The biggest contributors to Mr. Walker included investments from Bob Perry, the Houston homebuilder whose family has spent more than $8 million this election cycle; Foster Friess, the entrepreneur who was the leading benefactor to Rick Santorum; Sheldon Adelson, the casino magnate who provided millions to Newt Gingrich; and Charles and David Koch, whose group helped finance millions in advertisements.
“The fact that you’ve got a handful of self-interested billionaires who are trying to leverage their money across the country,” said David Axelrod, Mr. Obama’s senior campaign strategist, said in an interview. “Does that concern me? Of course that concerns me.”
State law allowed unlimited contributions to Mr. Walker’s campaign, mirroring the free flow of money into presidential campaigns via federal super PACs that were allowed under the Supreme Court’s 2010 Citizens United decision.
But Mr. Axelrod said he was confident that the president’s campaign would be in a better position to respond aggressively than was Mr. Barrett.
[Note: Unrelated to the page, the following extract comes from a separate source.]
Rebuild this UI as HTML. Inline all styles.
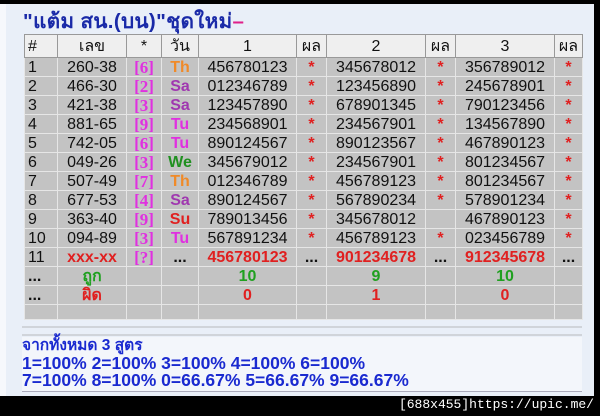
<!DOCTYPE html>
<html><head><meta charset="utf-8"><style>
*{margin:0;padding:0;box-sizing:border-box}
body{width:600px;height:416px;background:#000;position:relative;overflow:hidden;font-family:"Liberation Sans","Noto Sans CJK SC",sans-serif}
#panel{position:absolute;left:0;top:4px;width:594px;height:392px;background:#e9eff8;border-left:6px solid #f6f8fc}
#title{position:absolute;left:23px;top:5px;font-size:20.5px;font-weight:bold;color:#1a2aa8;letter-spacing:0.4px}
#title span{color:#e0208a}
table{position:absolute;left:24px;top:34px;border-collapse:collapse;table-layout:fixed;font-size:16px}
td{border:1px solid #e6e6e6;height:19px;text-align:center;background:#c3c3c3;color:#111;padding:0;white-space:nowrap;line-height:17px}
tr.h td{background:#efefef;height:23px;border-color:#999;font-size:16px}
td.l{text-align:left;padding-left:3px}
.b{font-family:"Liberation Serif",serif;font-weight:bold;color:#e030e0;font-size:17px}
.th{color:#f08a28;font-weight:bold}.sa{color:#a038b0;font-weight:bold}.tu{color:#e030e0;font-weight:bold}.we{color:#209020;font-weight:bold}.su{color:#e02020;font-weight:bold}
.s{color:#e02020;font-weight:bold}
.r{color:#e02020;font-weight:bold}.g{color:#20a020;font-weight:bold}
tr.e td{height:15px}
#lines{position:absolute;left:22px;top:326px;width:560px;height:10px;border-top:2px solid #d0d4da;border-bottom:2px solid #d0d4da}
#foot{position:absolute;left:22px;top:337px;width:560px;height:55px;background:#f3f6fb;border-bottom:1px solid #aab;color:#1a2ad0;font-weight:bold;font-size:17.5px;line-height:17.5px;padding-left:0;padding-top:0}
#foot .t{font-size:15.5px}
#wm{position:absolute;right:6px;top:397px;color:#fff;font-size:13px;font-family:"Liberation Mono",monospace}
</style></head><body>
<div id="panel"></div>
<div id="title">"แต้ม สน.(บน)"ชุดใหม่<span>–</span></div>
<table>
<colgroup><col style="width:33px"><col style="width:69px"><col style="width:35px"><col style="width:37px"><col style="width:98px"><col style="width:30px"><col style="width:99px"><col style="width:30px"><col style="width:99px"><col style="width:28px"></colgroup>
<tr class="h"><td class="l">#</td><td>เลข</td><td>*</td><td>วัน</td><td>1</td><td>ผล</td><td>2</td><td>ผล</td><td>3</td><td>ผล</td></tr>
<tr><td class="l">1</td><td>260-38</td><td class="b">[6]</td><td class="th">Th</td><td>456780123</td><td class="s">*</td><td>345678012</td><td class="s">*</td><td>356789012</td><td class="s">*</td></tr>
<tr><td class="l">2</td><td>466-30</td><td class="b">[2]</td><td class="sa">Sa</td><td>012346789</td><td class="s">*</td><td>123456890</td><td class="s">*</td><td>245678901</td><td class="s">*</td></tr>
<tr><td class="l">3</td><td>421-38</td><td class="b">[3]</td><td class="sa">Sa</td><td>123457890</td><td class="s">*</td><td>678901345</td><td class="s">*</td><td>790123456</td><td class="s">*</td></tr>
<tr><td class="l">4</td><td>881-65</td><td class="b">[9]</td><td class="tu">Tu</td><td>234568901</td><td class="s">*</td><td>234567901</td><td class="s">*</td><td>134567890</td><td class="s">*</td></tr>
<tr><td class="l">5</td><td>742-05</td><td class="b">[6]</td><td class="tu">Tu</td><td>890124567</td><td class="s">*</td><td>890123567</td><td class="s">*</td><td>467890123</td><td class="s">*</td></tr>
<tr><td class="l">6</td><td>049-26</td><td class="b">[3]</td><td class="we">We</td><td>345679012</td><td class="s">*</td><td>234567901</td><td class="s">*</td><td>801234567</td><td class="s">*</td></tr>
<tr><td class="l">7</td><td>507-49</td><td class="b">[7]</td><td class="th">Th</td><td>012346789</td><td class="s">*</td><td>456789123</td><td class="s">*</td><td>801234567</td><td class="s">*</td></tr>
<tr><td class="l">8</td><td>677-53</td><td class="b">[4]</td><td class="sa">Sa</td><td>890124567</td><td class="s">*</td><td>567890234</td><td class="s">*</td><td>578901234</td><td class="s">*</td></tr>
<tr><td class="l">9</td><td>363-40</td><td class="b">[9]</td><td class="su">Su</td><td>789013456</td><td class="s">*</td><td>345678012</td><td></td><td>467890123</td><td class="s">*</td></tr>
<tr><td class="l">10</td><td>094-89</td><td class="b">[3]</td><td class="tu">Tu</td><td>567891234</td><td class="s">*</td><td>456789123</td><td class="s">*</td><td>023456789</td><td class="s">*</td></tr>
<tr><td class="l">11</td><td class="r">xxx-xx</td><td class="b">[?]</td><td><b>...</b></td><td class="r">456780123</td><td><b>...</b></td><td class="r">901234678</td><td><b>...</b></td><td class="r">912345678</td><td><b>...</b></td></tr>
<tr><td class="l"><b>...</b></td><td class="g">ถูก</td><td></td><td></td><td class="g">10</td><td></td><td class="g">9</td><td></td><td class="g">10</td><td></td></tr>
<tr><td class="l"><b>...</b></td><td class="r">ผิด</td><td></td><td></td><td class="r">0</td><td></td><td class="r">1</td><td></td><td class="r">0</td><td></td></tr>
<tr class="e"><td></td><td></td><td></td><td></td><td></td><td></td><td></td><td></td><td></td><td></td></tr>
</table>
<div id="lines"></div>
<div id="foot"><div class="t">จากทั้งหมด 3 สูตร</div><div>1=100% 2=100% 3=100% 4=100% 6=100%</div><div>7=100% 8=100% 0=66.67% 5=66.67% 9=66.67%</div></div>
<div id="wm">[688x455]https://upic.me/</div>
</body></html>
“We start off in a better place, and we’re not going to get outspent eight to one,” Mr. Axelrod said. “We are not going to have just a month to run our campaign. You cannot draw that parallel here. We’re in an entirely different situation.”
Actually total spending in the race was not "eight to one" but closer to 2.5 to one through May 21, according to the Times's own figures, showing pro-Walker spending of $45.6 million and pro-Barrett spending of $17.9 million (8-1 may refer to spending by the campaigns themselves).